With real plain text with front-matter to store metadata AND and a practical file naming convention could make it useful for non-boostnote use.
Incremental synchronization should not be an issue. As I mentioned it could be imagined as "primary" or "operational" storage. Where boostnote would be working. It would be a perfectly viable solution to "synchronize" between file system periodically and frequently. By this you could get the best of both solution.
Plus imagine if you intend to make a "corporate" level document synchronization? just replace sqlite to some remote database solution and you got shared documents automatically. (keep in mind that locking a file while modifying is an issue today because the files could be modified in parallel - so having a reliable file level or db level locking is needed to implement anyway)
Here are issues regarding the readability of the cson files: #1447 and #490
CSON isn't ideal but I can 100% open them in Atom, VS Code, SED, AWK, Python or any other text based tool and manipulate them (global search and replace across all notes for example). The format is more suitable for humans to work with than some of the other file formats I work with at work every day. Remember this is a tool for programmers.

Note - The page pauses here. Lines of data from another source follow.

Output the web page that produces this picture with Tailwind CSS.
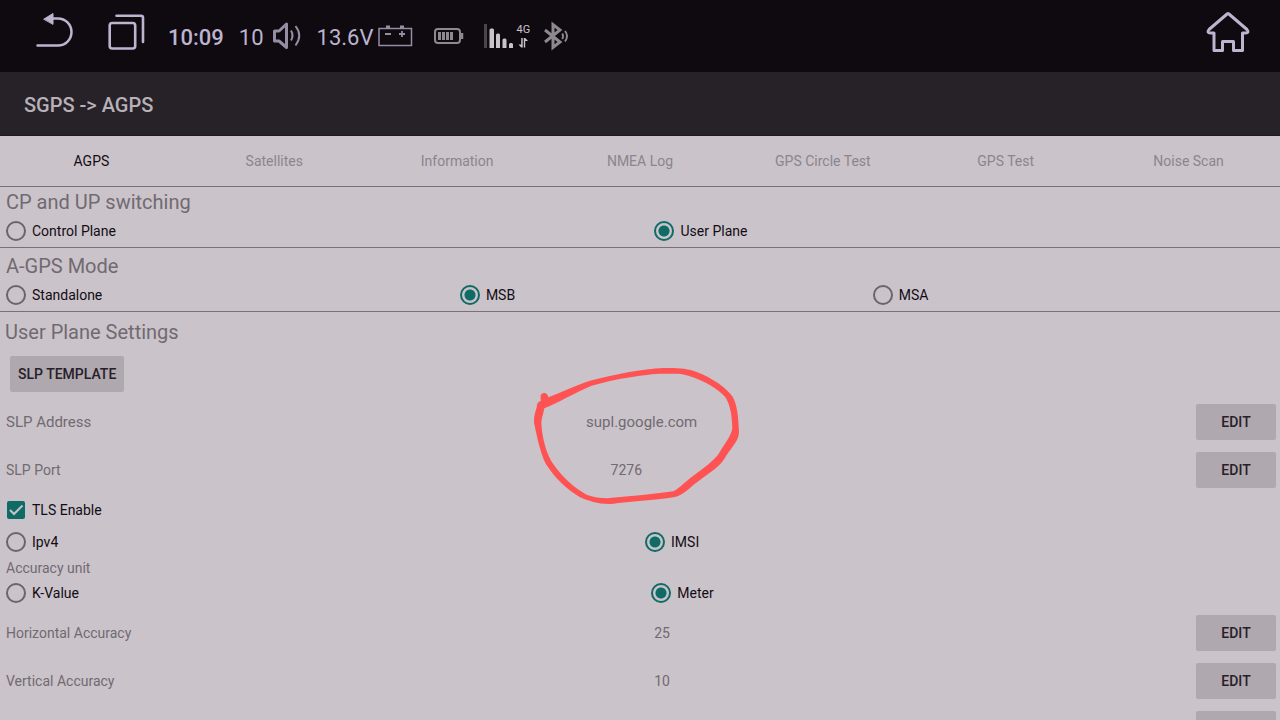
<!DOCTYPE html>
<html lang="en">
<head>
<meta charset="utf-8">
<meta name="viewport" content="width=device-width, initial-scale=1">
<title>SGPS</title>
<script src="https://cdn.jsdelivr.net/npm/@tailwindcss/browser@4"></script>
</head>
<body class="flex h-screen flex-col overflow-hidden bg-[#cac3ca] font-[Roboto,sans-serif] text-sm text-[#130c14]">

<!-- Status bar -->
<header class="flex h-[72px] shrink-0 items-start bg-[#0f0910] pr-[30px] pl-[34px] text-[22px] leading-7 text-[#bdb4cf]">
  <button type="button" aria-label="Back" class="mt-2">
    <svg width="42" height="44" viewBox="0 0 42 44" fill="none" stroke="#bdb4cf" stroke-width="2.500" stroke-linecap="round"><path d="M3.500 37.500H24A13.500 13.500 0 0 0 24 10.500H18"/><path d="M10 11L19 5.500V16Z" fill="#bdb4cf" stroke-width="1"/></svg>
  </button>
  <button type="button" aria-label="Recent apps" class="mt-3 ml-8">
    <svg width="38" height="40" viewBox="0 0 38 40" fill="none" stroke="#bdb4cf" stroke-width="2.600" stroke-linecap="round"><rect x="1.700" y="11" width="25.500" height="25.500" rx="2.500"/><path d="M8.500 3.700H33Q35 3.700 35 5.700V30"/></svg>
  </button>
  <span class="mt-6 ml-[22px] font-medium">10:09</span>
  <span class="mt-6 ml-[15px]">10</span>
  <svg class="mt-5 ml-[7px]" width="32" height="32" viewBox="0 0 32 32" fill="none" stroke="#958da3" stroke-width="3"><path d="M3.500 11H8L15.500 4V27.500L8 21H3.500Z" stroke-linejoin="round"/><path d="M20 10.500Q23 15.500 20 20.500" stroke-width="2"/><path d="M24.500 6Q32 15.500 24.500 25.500" stroke-width="2"/></svg>
  <span class="mt-6 ml-[14px]">13.6V</span>
  <svg class="mt-6 ml-[5px]" width="36" height="24" viewBox="0 0 36 24" fill="none" stroke="#958da3" stroke-width="2"><path d="M1 4.500H33.500V21.500H1Z" stroke-width="1.500"/><path d="M8 3H12M22 3H26" stroke-width="3"/><path d="M7 10H13M21 10H27M24 7V13" stroke-width="1.800"/></svg>
  <svg class="mt-[26px] ml-5" width="30" height="20" viewBox="0 0 30 20" fill="none" stroke="#8f888f" stroke-width="2"><rect x="1" y="3" width="25" height="14" rx="3"/><path d="M28 7V13" stroke-width="2.500"/><path d="M5.500 6V14M9.500 6V14M13.500 6V14M17.500 6V14" stroke-width="3"/></svg>
  <svg class="mt-6 ml-5" width="32" height="24" viewBox="0 0 32 24"><path d="M0 0H3V24H0Z" fill="#4b444b"/><path d="M5.500 6Q5.500 4.500 7 4.500H8.500Q10 4.500 10 6V24H5.500ZM12 11Q12 9.500 13.500 9.500H14.500Q16 9.500 16 11V24H12ZM18.500 16Q18.500 14.500 20 14.500H21Q22.500 14.500 22.500 16V24H18.500ZM25 20.500Q25 19 26.500 19H27.500Q29 19 29 20.500V24H25Z" fill="#cac3ca"/></svg>
  <span class="mt-6 flex flex-col items-center text-[11px] leading-3 text-[#cac3ca]">4G
    <svg width="10" height="12" viewBox="0 0 10 12"><path d="M3.200 2H4.700V11.500H3.200L.5 8.500H3.200ZM5.800 2H7.200L10 5H7.200V11.500H5.800Z" fill="#cac3ca"/></svg>
  </span>
  <svg class="mt-5 ml-[14px]" width="26" height="32" viewBox="0 0 26 32" fill="none" stroke="#8f888f" stroke-width="3"><path d="M1 10L16 22L9 27.500V4.500L16 10L1 22"/><path d="M18.200 13.500Q19.800 16 18.200 19M21 11Q25 16 21 21.500" stroke-width="2"/></svg>
  <button type="button" aria-label="Home" class="mt-2 ml-auto">
    <svg width="44" height="48" viewBox="0 0 44 48" fill="none" stroke="#bdb4cf" stroke-width="3" stroke-linejoin="round"><path d="M20.500 6.500Q22 4.500 23.500 6.500L41 21.500Q43.500 25 39.500 25H36.500V42.500H27.500V33.500H16.500V42.500H8V25H4.500Q.5 25 3 21.500Z"/></svg>
  </button>
</header>

<div class="flex h-16 shrink-0 items-center border-b border-[#1e181f] bg-[#272128] px-6 pt-0.5">
  <h1 class="text-xl font-medium text-[#b8b1b8]">SGPS -&gt; AGPS</h1>
</div>

<nav class="grid h-[51px] shrink-0 grid-cols-7 border-b border-[#797079] text-[#8c858c]">
  <a href="#agps" class="flex items-center justify-center text-[#130c14]">AGPS</a>
  <a href="#satellites" class="flex items-center justify-center">Satellites</a>
  <a href="#information" class="flex items-center justify-center">Information</a>
  <a href="#nmea" class="flex items-center justify-center">NMEA Log</a>
  <a href="#circle" class="flex items-center justify-center">GPS Circle Test</a>
  <a href="#gps" class="flex items-center justify-center">GPS Test</a>
  <a href="#noise" class="flex items-center justify-center">Noise Scan</a>
</nav>

<main id="agps" class="relative">
  <fieldset class="border-b border-[#797079] pt-[3px]">
    <legend class="float-left w-full px-1.5 text-xl leading-[25px] text-[#716a71]">CP and UP switching</legend>
    <div class="flex w-full">
      <label class="flex h-8 flex-auto items-center gap-1.5 pl-1.5"><input type="radio" name="plane" class="size-5 appearance-none rounded-full border-2 border-[#6b646b] checked:border-[#0f6b66] checked:bg-[radial-gradient(circle,#0f6b66_5px,transparent_6px)]">Control Plane</label>
      <label class="flex h-8 flex-auto items-center gap-1.5 pl-1.5"><input type="radio" name="plane" checked class="size-5 appearance-none rounded-full border-2 border-[#6b646b] checked:border-[#0f6b66] checked:bg-[radial-gradient(circle,#0f6b66_5px,transparent_6px)]">User Plane</label>
    </div>
  </fieldset>

  <fieldset class="border-b border-[#797079] pt-1.5">
    <legend class="float-left w-full px-1.5 text-xl leading-[25px] text-[#716a71]">A-GPS Mode</legend>
    <div class="flex w-full">
      <label class="flex h-8 flex-auto items-center gap-1.5 pl-1.5"><input type="radio" name="mode" class="size-5 appearance-none rounded-full border-2 border-[#6b646b] checked:border-[#0f6b66] checked:bg-[radial-gradient(circle,#0f6b66_5px,transparent_6px)]">Standalone</label>
      <label class="flex h-8 flex-auto items-center gap-1.5 pl-1.5"><input type="radio" name="mode" checked class="size-5 appearance-none rounded-full border-2 border-[#6b646b] checked:border-[#0f6b66] checked:bg-[radial-gradient(circle,#0f6b66_5px,transparent_6px)]">MSB</label>
      <label class="flex h-8 flex-auto items-center gap-1.5 pl-1.5"><input type="radio" name="mode" class="size-5 appearance-none rounded-full border-2 border-[#6b646b] checked:border-[#0f6b66] checked:bg-[radial-gradient(circle,#0f6b66_5px,transparent_6px)]">MSA</label>
    </div>
  </fieldset>

  <section class="text-[#716a71]">
    <h2 class="px-[5px] pt-2 text-xl leading-[25px]">User Plane Settings</h2>
    <button type="button" class="mt-[11px] mb-1.5 ml-2.5 block h-9 rounded-xs bg-[#afa8af] px-2 font-medium text-[#272028]">SLP TEMPLATE</button>
    <div class="flex h-12 items-center pr-1 pl-1.5 text-[15px]">
      <span class="flex-auto pt-0.5">SLP Address</span><span class="flex-auto pt-0.5">supl.google.com</span>
      <button type="button" class="ml-1 h-9 w-20 rounded-xs bg-[#afa8af] text-sm font-medium text-[#272028]">EDIT</button>
    </div>
    <div class="flex h-12 items-center pr-1 pl-1.5">
      <span class="flex-auto">SLP Port</span><span class="flex-auto">7276</span>
      <button type="button" class="ml-1 h-9 w-20 rounded-xs bg-[#afa8af] font-medium text-[#272028]">EDIT</button>
    </div>
    <label class="flex h-8 items-center gap-1.5 pl-1.5 text-[#130c14]">
      <span class="relative flex size-5 items-center justify-center">
        <input type="checkbox" checked class="peer size-[18px] appearance-none rounded-xs border-2 border-[#6b646b] checked:border-[#0f6b66] checked:bg-[#0f6b66]">
        <svg class="pointer-events-none absolute inset-0 hidden peer-checked:block" width="20" height="20" viewBox="0 0 20 20" fill="none" stroke="#cac3ca" stroke-width="2"><path d="M4 10L8 14L16.500 5.500"/></svg>
      </span>TLS Enable
    </label>
    <div class="flex text-[#130c14]">
      <label class="flex h-8 flex-auto items-center gap-1.5 pl-1.5"><input type="radio" name="identity" class="size-5 appearance-none rounded-full border-2 border-[#6b646b] checked:border-[#0f6b66] checked:bg-[radial-gradient(circle,#0f6b66_5px,transparent_6px)]">Ipv4</label>
      <label class="flex h-8 flex-auto items-center gap-1.5 pl-1.5"><input type="radio" name="identity" checked class="size-5 appearance-none rounded-full border-2 border-[#6b646b] checked:border-[#0f6b66] checked:bg-[radial-gradient(circle,#0f6b66_5px,transparent_6px)]">IMSI</label>
    </div>
    <p class="px-1.5 pt-0.5 leading-[17px]">Accuracy unit</p>
    <div class="flex text-[#130c14]">
      <label class="flex h-8 flex-auto items-center gap-1.5 pl-1.5"><input type="radio" name="unit" class="size-5 appearance-none rounded-full border-2 border-[#6b646b] checked:border-[#0f6b66] checked:bg-[radial-gradient(circle,#0f6b66_5px,transparent_6px)]">K-Value</label>
      <label class="flex h-8 flex-auto items-center gap-1.5 pl-1.5"><input type="radio" name="unit" checked class="size-5 appearance-none rounded-full border-2 border-[#6b646b] checked:border-[#0f6b66] checked:bg-[radial-gradient(circle,#0f6b66_5px,transparent_6px)]">Meter</label>
    </div>
    <div class="flex h-12 items-center pr-1 pl-1.5">
      <span class="grow basis-[126px]">Horizontal Accuracy</span><span class="flex-auto">25</span>
      <button type="button" class="ml-1 h-9 w-20 rounded-xs bg-[#afa8af] font-medium text-[#272028]">EDIT</button>
    </div>
    <div class="flex h-12 items-center pr-1 pl-1.5">
      <span class="grow basis-[126px]">Vertical Accuracy</span><span class="flex-auto">10</span>
      <button type="button" class="ml-1 h-9 w-20 rounded-xs bg-[#afa8af] font-medium text-[#272028]">EDIT</button>
    </div>
    <div class="flex h-12 items-center justify-end pr-1">
      <button type="button" aria-label="Edit" class="h-9 w-20 rounded-xs bg-[#afa8af]"></button>
    </div>
  </section>

  <!-- Hand-drawn ring around the server address and port -->
  <svg class="pointer-events-none absolute top-[173px] left-1/2 -ml-[120px]" width="240" height="150" viewBox="0 0 720 450"><path fill="#ff5353" fill-rule="evenodd" d="M62 105Q66 98 74 99Q84 101 85 112C120 98 170 75 210 62C280 44 370 26 430 24C470 23 505 25 530 36C580 55 620 85 638 110C652 135 655 170 657 215C657 240 640 255 620 285C605 312 590 325 560 345L520 375C500 393 485 406 465 411C400 422 330 424 275 432C240 434 205 423 180 412C140 388 105 355 78 313C60 275 52 235 42 188C41 170 46 155 50 142Q50 126 62 123ZM73 145C110 130 165 98 215 77C290 55 380 42 430 41C465 41 485 40 505 47C560 65 595 88 615 110C632 135 636 170 637 205C635 225 615 250 595 283C580 303 555 322 510 355C485 375 475 387 460 394C400 402 320 410 262 415C225 413 205 408 190 398C145 370 115 335 95 305C72 265 65 215 64 185C66 170 71 158 73 145Z"/></svg>
</main>
</body>
</html>
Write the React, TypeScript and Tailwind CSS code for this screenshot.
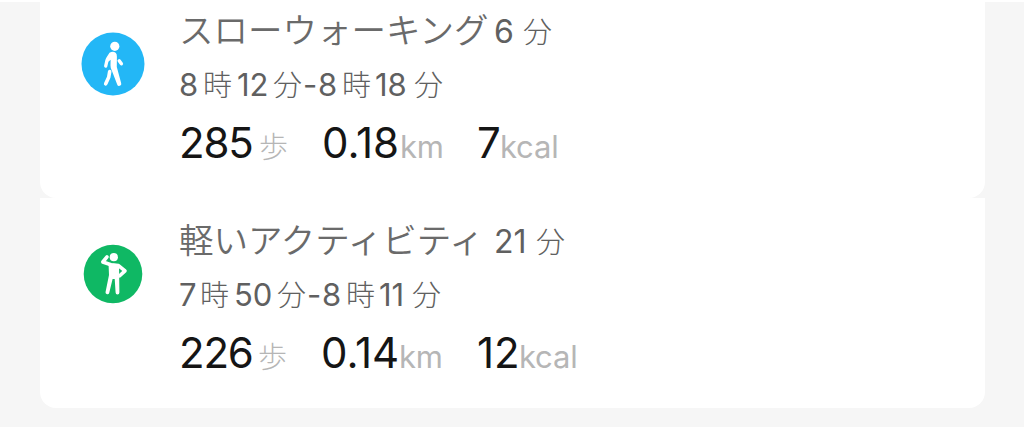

I was using One Note on Mac at work and it got screwed up such that there are notes on my local drive in some database format that Microsoft will not disclose and can't fix that never got sync'd to the server (that is somehow broken now) so I'm having to copy out years of notes manually into Boost Note because One Note is holding them hostage in some database. I don't want to see a repeat of that dumpster fire ever again. I guess I could just use md files and a directory structure with Atom / VS Code if Boost Note is going to start requiring putting notes into a DB. More complexity, more points of failure, less reliability.
Most helpful comment
Hi. I started using boostnote because I like the fact I have "physical files" I can move about, and store in different devices. If I wanted a database I would just create one directly...
On the other hand, early Evernote used a db for metadata IIRC while keeping the content in files, so perhaps that is a the best of both worlds?